In anarchy how something "justified" is un important because it's based on voluntary human relationships. Justification is generally important in the authority business. For example: what is a court system other than a justification for the state?
answered Jun 5 by Nihilist (-790 points)
+3 votes

i see absolutely no reason why a "teacher/student" relationship need be hierarchical or authoritarian. the idea of expertise (often expressed as "authority", a poor choice of words imo) need have no relationship with the idea of hierarchy (or power/authority). i am more skilled at building rustic structures than my friend who is more skilled at growing food. there is no hierarchy there, simply individuals sharing freely.

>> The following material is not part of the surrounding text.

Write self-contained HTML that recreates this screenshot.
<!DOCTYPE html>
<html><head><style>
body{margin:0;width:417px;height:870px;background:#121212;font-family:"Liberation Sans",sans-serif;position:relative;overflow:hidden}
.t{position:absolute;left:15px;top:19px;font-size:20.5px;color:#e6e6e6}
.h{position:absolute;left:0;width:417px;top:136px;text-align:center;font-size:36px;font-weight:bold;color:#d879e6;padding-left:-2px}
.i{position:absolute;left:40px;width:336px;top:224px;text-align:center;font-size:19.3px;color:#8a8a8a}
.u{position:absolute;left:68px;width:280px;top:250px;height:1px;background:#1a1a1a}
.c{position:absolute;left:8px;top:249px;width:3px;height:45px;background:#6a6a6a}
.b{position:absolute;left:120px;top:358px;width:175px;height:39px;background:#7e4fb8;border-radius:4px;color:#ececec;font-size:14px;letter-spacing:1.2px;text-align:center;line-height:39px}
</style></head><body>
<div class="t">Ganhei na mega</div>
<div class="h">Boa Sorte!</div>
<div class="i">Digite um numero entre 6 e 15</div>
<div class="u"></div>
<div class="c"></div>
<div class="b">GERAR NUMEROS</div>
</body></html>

the question of when a child is capable of making their own autonomous decisions is a tricky and nuanced one. but the extent to which modern humans (at least in my experience) coddle and over-protect young beings is a huge problem in the growth of strong, independent-minded beings, imo. and that coddling is typically done using authority (compulsory education?). analogous to the way nanny government tries to coddle and over-protect its constituency.

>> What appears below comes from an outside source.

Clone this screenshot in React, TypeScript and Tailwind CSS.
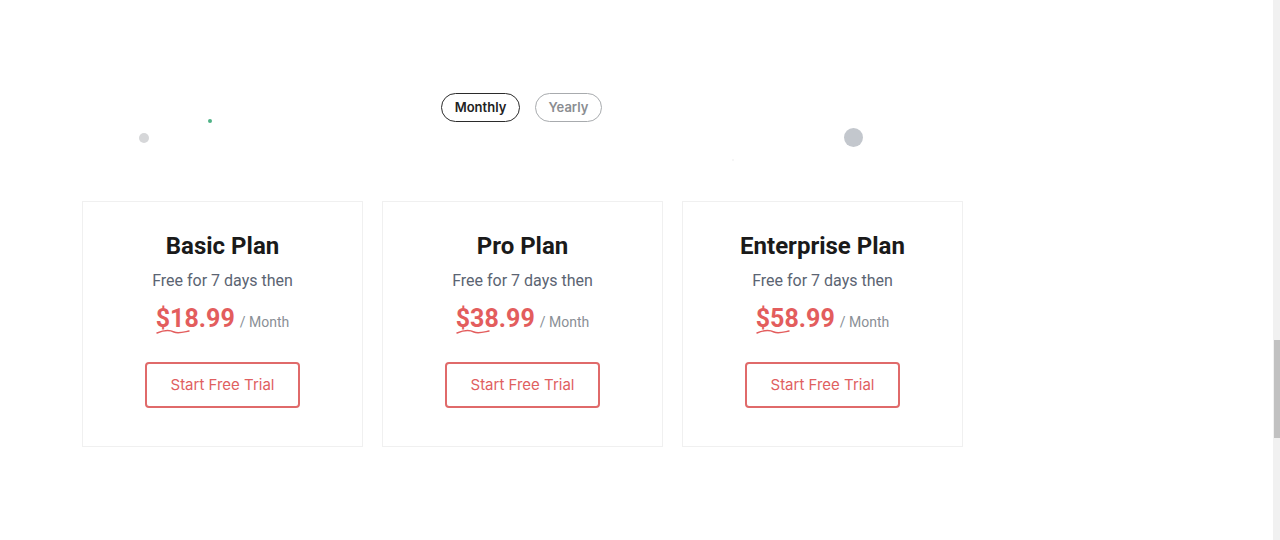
const plans = [
  { name: "Basic Plan", dollars: "18", cents: ".99" },
  { name: "Pro Plan", dollars: "38", cents: ".99" },
  { name: "Enterprise Plan", dollars: "58", cents: ".99" },
];

function Squiggle() {
  return (
    <svg
      className="absolute left-0 top-[24px]"
      width="34"
      height="8"
      viewBox="0 0 34 8"
      fill="none"
    >
      <path
        d="M1 5 C 8 2, 14 2, 18 4 C 22 6, 28 4, 33 3"
        stroke="#e35d5d"
        strokeWidth="1.4"
        strokeLinecap="round"
      />
    </svg>
  );
}

function PlanCard({ name, dollars, cents }: { name: string; dollars: string; cents: string }) {
  return (
    <div className="w-[281px] h-[246px] border border-[#f0f0f0] bg-white flex flex-col items-center pt-[29px]">
      <h3 className="text-[24px] leading-[30px] font-bold text-[#1a1a1a] font-['Roboto',sans-serif]">
        {name}
      </h3>
      <p className="mt-[9px] text-[16px] leading-[22px] text-[#5b6472] font-['Roboto',sans-serif]">
        Free for 7 days then
      </p>
      <div className="mt-[12px] flex items-baseline gap-[5px] font-['Roboto',sans-serif]">
        <span className="relative text-[25px] leading-[30px] font-bold text-[#e35d5d]">
          ${dollars}
          {cents}
          <Squiggle />
        </span>
        <span className="text-[14px] text-[#8a8f96]">/ Month</span>
      </div>
      <button className="mt-[28px] w-[155px] h-[46px] border-2 border-[#e06a6a] rounded-[4px] text-[15px] text-[#e05f5f] font-['Inter',sans-serif]">
        Start Free Trial
      </button>
    </div>
  );
}

export default function App() {
  return (
    <div className="w-[1280px] h-[540px] bg-white flex overflow-hidden">
      <main className="relative flex-1 pt-[93px] pl-[82px]">
        <span className="absolute left-[139px] top-[133px] w-[10px] h-[10px] rounded-full bg-[#d6d7d9]" />
        <span className="absolute left-[208px] top-[119px] w-[4px] h-[4px] rounded-full bg-[#4fb286]" />
        <span className="absolute left-[844px] top-[128px] w-[19px] h-[19px] rounded-full bg-[#c3c7cd]" />
        <span className="absolute left-[732px] top-[159px] w-[2px] h-[2px] rounded-full bg-[#f3f3f3]" />

        <div className="flex gap-[15px] ml-[359px] font-['Inter',sans-serif]">
          <button className="w-[79px] h-[29px] rounded-full border border-[#2b2b2b] text-[13px] font-semibold text-[#222]">
            Monthly
          </button>
          <button className="w-[67px] h-[29px] rounded-full border border-[#a8abae] text-[13px] font-semibold text-[#8a8d91]">
            Yearly
          </button>
        </div>

        <div className="mt-[79px] flex gap-[19px]">
          {plans.map((p) => (
            <PlanCard key={p.name} {...p} />
          ))}
        </div>
      </main>
      <div className="w-[7px] h-full bg-[#f1f1f1] flex flex-col">
        <div className="h-[340px]" />
        <div className="h-[98px] ml-[1px] bg-[#c1c1c1]" />
      </div>
    </div>
  );
}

the idea of "justified" hierarchical/authoritarian relations sounds like chomsky's school of thought.

literally anything can be "justified" (or "unjustified"), based on one's perspective and situation. once the analysis goes beyond that, all kinds of assumptions and generalizations come into play. such as the idea that there is some singular, common baseline against which "justification" becomes relevant/necessary (that baseline is typically defined by authority). for me that is a completely individual thing.

answered Jun 7 by funkyanarchy (12,380 points)
funky, i think quite often about what you said in the second paragraph...

it seems like such a strange phenomenon, that young people so frequently get coddled/over-protected while simultaneously using the concept of authority....so they become catered to and ordered around at the same time....the message of both indicating to the young person "you can't think for yourself or handle anything yourself...i cannot trust you, you cannot trust yourself".